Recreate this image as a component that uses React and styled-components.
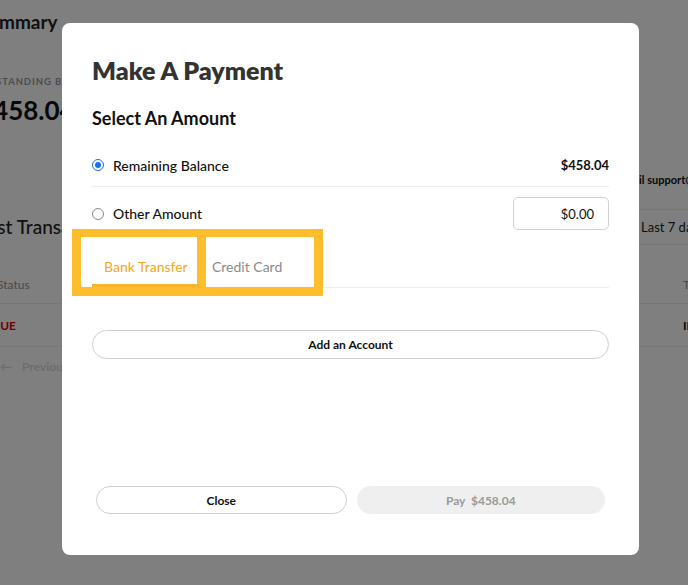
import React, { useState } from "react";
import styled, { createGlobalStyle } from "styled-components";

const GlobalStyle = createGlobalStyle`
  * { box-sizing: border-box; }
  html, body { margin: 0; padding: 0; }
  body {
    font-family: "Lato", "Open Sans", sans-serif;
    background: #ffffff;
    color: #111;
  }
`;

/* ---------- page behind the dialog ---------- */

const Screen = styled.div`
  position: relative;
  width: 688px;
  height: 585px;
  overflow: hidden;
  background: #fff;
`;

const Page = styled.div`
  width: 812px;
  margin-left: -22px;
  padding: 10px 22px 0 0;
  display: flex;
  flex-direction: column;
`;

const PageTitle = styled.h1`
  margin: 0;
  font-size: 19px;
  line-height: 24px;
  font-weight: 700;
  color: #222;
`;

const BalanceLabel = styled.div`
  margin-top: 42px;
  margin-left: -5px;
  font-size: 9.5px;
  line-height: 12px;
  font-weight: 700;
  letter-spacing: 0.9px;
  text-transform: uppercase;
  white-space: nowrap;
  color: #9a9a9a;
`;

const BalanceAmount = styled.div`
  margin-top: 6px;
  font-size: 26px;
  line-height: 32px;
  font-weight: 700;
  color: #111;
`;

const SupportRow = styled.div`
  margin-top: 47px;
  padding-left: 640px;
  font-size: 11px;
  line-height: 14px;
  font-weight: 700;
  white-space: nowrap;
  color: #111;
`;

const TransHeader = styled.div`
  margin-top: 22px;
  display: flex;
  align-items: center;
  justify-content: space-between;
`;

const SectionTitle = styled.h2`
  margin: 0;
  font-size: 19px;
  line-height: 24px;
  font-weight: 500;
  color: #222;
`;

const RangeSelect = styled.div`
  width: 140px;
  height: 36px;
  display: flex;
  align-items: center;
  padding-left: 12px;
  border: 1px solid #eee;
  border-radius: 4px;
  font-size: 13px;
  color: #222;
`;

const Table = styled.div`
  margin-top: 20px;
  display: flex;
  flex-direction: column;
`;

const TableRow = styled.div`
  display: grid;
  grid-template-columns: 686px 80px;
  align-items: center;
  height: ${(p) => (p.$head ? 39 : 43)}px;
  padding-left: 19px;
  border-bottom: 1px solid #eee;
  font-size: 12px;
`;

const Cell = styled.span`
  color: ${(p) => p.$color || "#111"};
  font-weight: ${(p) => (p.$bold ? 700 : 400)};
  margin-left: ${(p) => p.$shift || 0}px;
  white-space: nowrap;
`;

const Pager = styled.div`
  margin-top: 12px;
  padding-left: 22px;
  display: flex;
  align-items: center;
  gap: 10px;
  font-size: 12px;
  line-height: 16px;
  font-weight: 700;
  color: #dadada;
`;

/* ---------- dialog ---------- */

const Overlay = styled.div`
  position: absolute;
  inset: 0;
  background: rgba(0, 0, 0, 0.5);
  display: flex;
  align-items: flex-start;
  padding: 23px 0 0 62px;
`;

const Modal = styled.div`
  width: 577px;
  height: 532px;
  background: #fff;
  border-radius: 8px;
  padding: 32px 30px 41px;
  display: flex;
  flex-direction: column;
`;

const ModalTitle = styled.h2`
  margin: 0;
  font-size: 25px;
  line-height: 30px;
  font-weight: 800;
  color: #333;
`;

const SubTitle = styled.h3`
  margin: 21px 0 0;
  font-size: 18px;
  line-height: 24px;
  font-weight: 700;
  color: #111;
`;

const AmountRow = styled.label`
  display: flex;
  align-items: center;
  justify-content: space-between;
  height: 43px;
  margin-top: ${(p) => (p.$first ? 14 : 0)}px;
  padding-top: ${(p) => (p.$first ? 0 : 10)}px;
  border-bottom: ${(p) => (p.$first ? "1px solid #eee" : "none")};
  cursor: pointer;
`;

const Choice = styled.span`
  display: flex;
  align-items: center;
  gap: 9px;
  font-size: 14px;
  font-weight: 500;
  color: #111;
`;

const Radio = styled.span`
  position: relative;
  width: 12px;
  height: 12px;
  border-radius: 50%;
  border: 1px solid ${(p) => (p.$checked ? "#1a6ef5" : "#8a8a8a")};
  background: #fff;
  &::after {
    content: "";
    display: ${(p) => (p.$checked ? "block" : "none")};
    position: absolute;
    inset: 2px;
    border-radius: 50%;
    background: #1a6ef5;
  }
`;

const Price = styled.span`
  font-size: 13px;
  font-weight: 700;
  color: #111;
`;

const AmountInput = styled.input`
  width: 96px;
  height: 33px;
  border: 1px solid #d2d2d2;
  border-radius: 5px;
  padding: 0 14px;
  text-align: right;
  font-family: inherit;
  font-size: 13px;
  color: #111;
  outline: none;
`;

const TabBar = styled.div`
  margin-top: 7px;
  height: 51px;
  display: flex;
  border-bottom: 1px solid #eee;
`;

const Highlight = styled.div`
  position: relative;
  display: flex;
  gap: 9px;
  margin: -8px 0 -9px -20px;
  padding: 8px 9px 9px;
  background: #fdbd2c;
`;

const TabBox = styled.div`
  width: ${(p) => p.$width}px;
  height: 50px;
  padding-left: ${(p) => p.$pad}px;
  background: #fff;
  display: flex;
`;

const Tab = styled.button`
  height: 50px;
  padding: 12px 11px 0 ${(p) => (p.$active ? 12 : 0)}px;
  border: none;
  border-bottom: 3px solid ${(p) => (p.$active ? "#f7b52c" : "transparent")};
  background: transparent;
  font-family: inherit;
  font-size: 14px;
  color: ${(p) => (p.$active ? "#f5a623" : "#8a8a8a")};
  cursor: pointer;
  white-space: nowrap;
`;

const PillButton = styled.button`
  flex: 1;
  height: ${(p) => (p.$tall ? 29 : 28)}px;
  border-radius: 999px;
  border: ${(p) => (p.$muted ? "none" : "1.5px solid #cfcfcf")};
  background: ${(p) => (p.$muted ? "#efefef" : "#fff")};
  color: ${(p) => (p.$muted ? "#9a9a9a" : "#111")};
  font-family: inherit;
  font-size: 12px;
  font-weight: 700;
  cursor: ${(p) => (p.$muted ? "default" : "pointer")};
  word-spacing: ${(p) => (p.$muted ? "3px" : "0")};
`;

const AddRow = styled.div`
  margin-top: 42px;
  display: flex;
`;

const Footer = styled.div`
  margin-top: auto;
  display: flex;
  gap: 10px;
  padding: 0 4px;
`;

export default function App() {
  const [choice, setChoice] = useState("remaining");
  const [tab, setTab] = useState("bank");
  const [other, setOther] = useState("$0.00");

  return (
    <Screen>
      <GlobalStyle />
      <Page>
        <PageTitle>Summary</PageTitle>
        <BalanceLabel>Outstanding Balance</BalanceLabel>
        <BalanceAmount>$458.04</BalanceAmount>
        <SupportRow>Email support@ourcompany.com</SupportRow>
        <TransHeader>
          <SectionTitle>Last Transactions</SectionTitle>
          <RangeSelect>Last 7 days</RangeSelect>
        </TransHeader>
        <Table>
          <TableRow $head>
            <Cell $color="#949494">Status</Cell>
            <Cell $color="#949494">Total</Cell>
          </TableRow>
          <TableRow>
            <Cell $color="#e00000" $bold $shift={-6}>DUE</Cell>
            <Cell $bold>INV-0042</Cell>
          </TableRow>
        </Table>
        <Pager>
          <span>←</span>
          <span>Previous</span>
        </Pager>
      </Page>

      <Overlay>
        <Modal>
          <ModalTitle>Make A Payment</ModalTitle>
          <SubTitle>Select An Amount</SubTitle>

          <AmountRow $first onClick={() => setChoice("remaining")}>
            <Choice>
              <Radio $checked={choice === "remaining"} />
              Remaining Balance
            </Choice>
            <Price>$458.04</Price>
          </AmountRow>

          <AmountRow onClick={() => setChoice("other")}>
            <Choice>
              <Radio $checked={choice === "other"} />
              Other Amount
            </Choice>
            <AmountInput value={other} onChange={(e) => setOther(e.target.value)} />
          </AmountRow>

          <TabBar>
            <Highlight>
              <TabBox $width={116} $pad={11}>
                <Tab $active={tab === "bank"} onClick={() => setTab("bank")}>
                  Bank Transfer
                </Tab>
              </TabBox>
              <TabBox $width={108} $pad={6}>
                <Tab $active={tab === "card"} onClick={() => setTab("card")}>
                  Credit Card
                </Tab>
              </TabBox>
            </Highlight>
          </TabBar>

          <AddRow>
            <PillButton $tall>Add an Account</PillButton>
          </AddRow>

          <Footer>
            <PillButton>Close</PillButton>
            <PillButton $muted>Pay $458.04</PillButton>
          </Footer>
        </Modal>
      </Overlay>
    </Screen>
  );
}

● ● ● ● ● ● ●

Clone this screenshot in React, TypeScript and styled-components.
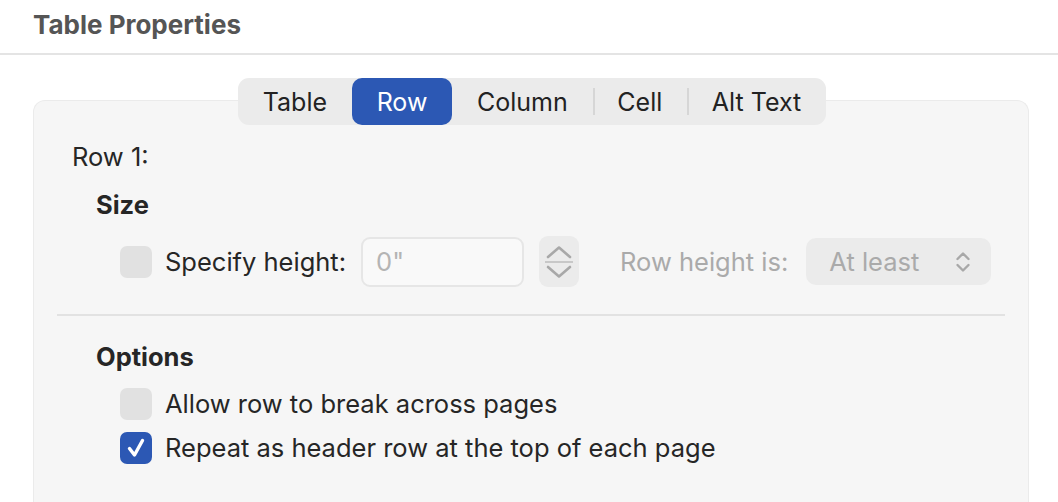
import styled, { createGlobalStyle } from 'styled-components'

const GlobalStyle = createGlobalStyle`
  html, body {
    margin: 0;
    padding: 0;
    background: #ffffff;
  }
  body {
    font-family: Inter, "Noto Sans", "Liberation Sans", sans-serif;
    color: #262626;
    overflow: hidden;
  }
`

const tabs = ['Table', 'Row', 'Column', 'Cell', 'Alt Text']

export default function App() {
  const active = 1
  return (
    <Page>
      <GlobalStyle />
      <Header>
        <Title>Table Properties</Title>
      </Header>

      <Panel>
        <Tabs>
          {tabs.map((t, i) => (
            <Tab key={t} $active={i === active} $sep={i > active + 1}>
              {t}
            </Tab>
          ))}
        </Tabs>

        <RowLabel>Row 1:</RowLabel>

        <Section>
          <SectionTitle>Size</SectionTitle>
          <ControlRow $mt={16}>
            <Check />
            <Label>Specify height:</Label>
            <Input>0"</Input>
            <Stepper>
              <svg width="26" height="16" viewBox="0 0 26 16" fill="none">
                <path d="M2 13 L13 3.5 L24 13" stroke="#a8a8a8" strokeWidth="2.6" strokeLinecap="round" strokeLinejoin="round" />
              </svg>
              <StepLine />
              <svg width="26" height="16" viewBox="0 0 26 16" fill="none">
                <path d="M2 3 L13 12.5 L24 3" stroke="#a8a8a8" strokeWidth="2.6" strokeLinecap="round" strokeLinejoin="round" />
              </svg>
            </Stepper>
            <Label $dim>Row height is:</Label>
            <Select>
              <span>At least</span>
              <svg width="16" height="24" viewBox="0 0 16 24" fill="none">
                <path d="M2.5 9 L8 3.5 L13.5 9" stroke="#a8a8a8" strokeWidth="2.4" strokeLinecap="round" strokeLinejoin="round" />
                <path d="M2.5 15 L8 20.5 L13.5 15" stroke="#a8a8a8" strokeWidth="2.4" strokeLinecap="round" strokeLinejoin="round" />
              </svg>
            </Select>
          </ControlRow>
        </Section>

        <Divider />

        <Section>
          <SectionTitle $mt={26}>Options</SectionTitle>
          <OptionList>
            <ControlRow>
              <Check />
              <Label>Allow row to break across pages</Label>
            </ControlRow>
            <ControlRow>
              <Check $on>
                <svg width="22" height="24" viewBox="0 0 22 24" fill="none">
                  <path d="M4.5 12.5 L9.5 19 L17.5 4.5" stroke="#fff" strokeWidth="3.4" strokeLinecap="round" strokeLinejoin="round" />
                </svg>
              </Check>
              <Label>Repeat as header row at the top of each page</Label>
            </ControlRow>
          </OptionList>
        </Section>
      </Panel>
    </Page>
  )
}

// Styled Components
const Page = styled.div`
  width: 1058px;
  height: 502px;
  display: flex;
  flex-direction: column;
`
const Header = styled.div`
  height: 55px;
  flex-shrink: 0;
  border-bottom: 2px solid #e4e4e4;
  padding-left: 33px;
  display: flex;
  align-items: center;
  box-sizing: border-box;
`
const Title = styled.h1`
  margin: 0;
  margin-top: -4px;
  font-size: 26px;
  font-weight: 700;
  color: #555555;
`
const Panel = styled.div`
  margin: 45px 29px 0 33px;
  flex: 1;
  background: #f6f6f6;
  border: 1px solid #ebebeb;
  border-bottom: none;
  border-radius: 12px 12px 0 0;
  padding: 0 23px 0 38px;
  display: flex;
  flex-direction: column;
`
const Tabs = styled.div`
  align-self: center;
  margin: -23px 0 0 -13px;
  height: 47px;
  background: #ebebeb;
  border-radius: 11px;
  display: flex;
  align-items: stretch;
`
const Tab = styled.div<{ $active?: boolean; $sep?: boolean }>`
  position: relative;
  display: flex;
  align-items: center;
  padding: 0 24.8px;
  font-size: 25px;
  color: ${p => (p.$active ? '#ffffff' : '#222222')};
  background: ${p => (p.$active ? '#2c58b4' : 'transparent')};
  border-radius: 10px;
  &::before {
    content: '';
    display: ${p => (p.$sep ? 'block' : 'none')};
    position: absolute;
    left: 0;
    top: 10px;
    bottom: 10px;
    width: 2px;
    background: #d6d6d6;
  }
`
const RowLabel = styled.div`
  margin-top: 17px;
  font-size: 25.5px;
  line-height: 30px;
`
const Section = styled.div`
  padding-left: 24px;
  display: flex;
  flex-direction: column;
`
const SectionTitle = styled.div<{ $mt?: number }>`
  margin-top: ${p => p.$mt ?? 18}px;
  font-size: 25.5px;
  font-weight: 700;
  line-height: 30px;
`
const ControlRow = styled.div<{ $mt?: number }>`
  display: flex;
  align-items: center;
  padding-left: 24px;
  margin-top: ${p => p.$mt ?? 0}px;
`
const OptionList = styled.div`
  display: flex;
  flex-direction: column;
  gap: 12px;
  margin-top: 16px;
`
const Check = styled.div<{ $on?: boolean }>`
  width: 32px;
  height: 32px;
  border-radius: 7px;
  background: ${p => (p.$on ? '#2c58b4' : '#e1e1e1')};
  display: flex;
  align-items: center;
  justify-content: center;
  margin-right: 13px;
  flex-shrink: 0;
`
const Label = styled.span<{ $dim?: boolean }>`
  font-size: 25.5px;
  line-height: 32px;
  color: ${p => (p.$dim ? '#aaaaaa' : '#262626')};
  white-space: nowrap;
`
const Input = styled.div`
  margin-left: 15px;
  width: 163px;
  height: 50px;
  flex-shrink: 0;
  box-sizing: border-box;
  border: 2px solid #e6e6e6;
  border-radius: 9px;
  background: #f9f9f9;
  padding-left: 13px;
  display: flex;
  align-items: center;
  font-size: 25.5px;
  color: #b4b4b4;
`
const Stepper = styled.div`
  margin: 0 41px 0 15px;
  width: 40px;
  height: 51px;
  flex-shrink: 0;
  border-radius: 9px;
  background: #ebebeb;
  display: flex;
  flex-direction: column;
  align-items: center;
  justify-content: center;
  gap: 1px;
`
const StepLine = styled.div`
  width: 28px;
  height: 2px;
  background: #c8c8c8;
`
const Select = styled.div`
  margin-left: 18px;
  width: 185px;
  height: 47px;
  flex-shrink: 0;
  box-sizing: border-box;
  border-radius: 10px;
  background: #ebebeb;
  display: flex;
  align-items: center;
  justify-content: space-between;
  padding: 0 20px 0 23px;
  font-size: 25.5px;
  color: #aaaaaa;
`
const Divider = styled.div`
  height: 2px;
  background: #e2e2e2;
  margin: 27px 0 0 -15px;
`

● ● ● ● ● ● ●

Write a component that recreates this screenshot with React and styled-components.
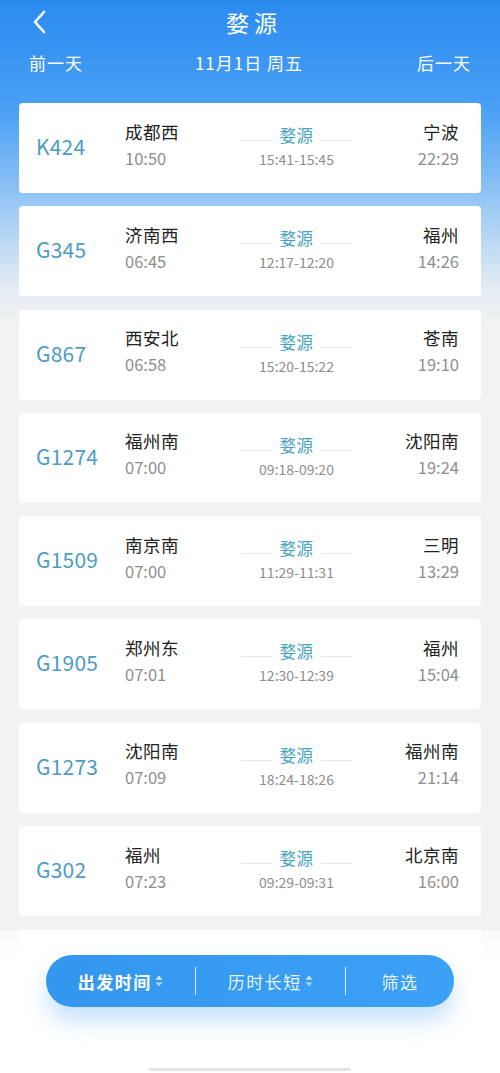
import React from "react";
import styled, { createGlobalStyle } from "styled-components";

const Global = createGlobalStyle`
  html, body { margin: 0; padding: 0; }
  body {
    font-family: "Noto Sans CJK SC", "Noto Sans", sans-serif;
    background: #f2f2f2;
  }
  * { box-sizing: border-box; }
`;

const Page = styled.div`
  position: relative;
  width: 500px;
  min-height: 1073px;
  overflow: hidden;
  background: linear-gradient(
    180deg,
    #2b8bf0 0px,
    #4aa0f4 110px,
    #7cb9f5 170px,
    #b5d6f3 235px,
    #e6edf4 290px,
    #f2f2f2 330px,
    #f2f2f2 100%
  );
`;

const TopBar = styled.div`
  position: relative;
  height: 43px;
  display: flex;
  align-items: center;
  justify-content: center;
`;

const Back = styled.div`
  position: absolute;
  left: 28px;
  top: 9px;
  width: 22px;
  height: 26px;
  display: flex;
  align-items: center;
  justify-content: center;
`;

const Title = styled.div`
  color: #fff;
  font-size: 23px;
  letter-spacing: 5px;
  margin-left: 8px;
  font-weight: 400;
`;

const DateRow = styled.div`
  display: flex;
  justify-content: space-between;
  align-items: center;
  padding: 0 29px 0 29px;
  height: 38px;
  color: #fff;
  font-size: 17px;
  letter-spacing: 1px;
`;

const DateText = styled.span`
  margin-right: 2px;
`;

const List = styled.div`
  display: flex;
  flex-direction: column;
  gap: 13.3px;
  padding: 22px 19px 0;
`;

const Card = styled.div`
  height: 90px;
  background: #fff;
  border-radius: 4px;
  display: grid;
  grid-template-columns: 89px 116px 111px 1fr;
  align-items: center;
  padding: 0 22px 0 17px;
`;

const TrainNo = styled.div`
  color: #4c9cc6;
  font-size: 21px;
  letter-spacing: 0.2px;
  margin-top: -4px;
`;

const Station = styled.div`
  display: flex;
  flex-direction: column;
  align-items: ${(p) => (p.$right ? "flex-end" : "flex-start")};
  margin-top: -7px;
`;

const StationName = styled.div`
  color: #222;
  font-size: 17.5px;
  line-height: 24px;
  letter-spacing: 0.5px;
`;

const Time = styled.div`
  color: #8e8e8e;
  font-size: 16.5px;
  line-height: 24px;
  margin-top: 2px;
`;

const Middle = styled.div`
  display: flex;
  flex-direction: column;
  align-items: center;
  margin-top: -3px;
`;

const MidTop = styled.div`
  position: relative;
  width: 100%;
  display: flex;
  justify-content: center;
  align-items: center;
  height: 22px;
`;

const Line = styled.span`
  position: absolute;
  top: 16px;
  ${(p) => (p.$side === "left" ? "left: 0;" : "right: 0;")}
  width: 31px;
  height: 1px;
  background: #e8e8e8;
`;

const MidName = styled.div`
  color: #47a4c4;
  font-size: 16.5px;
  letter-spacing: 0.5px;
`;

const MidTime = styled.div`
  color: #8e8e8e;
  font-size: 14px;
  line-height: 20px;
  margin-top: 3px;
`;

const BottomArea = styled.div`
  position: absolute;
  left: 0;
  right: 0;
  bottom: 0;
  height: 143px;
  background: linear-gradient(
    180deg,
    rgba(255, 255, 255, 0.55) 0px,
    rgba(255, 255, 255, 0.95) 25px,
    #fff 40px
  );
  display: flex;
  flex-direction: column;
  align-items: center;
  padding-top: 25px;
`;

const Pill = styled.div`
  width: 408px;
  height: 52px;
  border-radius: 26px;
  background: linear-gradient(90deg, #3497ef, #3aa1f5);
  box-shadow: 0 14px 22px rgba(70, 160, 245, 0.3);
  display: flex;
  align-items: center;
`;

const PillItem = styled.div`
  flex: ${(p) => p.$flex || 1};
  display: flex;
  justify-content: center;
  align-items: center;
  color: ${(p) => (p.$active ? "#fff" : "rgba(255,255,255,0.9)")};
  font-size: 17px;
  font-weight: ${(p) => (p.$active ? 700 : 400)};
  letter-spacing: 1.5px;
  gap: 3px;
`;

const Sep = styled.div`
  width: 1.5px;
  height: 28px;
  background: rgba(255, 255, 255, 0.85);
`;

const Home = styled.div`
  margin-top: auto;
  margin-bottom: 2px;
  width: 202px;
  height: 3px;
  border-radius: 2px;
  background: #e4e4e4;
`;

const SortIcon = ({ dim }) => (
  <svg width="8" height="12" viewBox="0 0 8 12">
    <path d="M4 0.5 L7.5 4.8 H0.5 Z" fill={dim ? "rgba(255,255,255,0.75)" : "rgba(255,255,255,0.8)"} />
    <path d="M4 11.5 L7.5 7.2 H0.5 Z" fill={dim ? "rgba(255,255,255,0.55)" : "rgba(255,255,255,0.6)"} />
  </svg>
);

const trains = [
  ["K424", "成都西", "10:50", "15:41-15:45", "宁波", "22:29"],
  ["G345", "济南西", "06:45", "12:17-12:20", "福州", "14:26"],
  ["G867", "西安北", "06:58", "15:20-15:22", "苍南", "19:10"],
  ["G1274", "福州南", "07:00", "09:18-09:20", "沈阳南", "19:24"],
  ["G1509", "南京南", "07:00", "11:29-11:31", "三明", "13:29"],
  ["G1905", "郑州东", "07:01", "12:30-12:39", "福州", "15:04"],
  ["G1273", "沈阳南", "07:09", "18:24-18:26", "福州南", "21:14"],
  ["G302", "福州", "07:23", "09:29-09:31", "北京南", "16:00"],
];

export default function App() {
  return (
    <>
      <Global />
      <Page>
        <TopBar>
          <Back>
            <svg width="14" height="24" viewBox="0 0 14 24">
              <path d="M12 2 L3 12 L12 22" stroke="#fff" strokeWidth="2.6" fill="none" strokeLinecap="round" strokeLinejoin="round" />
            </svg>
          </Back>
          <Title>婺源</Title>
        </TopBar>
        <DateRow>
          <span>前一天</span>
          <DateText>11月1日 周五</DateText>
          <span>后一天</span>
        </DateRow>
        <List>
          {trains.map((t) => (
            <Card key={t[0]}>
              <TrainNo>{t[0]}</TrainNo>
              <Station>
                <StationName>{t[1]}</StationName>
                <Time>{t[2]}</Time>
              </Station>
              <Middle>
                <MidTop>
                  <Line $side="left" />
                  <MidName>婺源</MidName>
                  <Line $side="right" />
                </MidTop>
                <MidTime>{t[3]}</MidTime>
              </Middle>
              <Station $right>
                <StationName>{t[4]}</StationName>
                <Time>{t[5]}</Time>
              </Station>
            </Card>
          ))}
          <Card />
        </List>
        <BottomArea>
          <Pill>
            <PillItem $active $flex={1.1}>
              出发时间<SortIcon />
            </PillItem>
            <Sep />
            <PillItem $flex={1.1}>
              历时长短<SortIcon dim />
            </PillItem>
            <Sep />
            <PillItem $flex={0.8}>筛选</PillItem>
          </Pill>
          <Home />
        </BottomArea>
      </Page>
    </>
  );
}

● ● ● ● ● ● ●

Using the data above, copy exactly the lines from the one containing "Clone this screenshot" to the one containing "const tabs = ['Table', 'Row', 'Column', 'Cell', 'Alt", inclusive. Exclude the pictures.

SOLUTION TO THE PROBLEM:
Clone this screenshot in React, TypeScript and styled-components.
import styled, { createGlobalStyle } from 'styled-components'

const GlobalStyle = createGlobalStyle`
  html, body {
    margin: 0;
    padding: 0;
    background: #ffffff;
  }
  body {
    font-family: Inter, "Noto Sans", "Liberation Sans", sans-serif;
    color: #262626;
    overflow: hidden;
  }
`

const tabs = ['Table', 'Row', 'Column', 'Cell', 'Alt Text']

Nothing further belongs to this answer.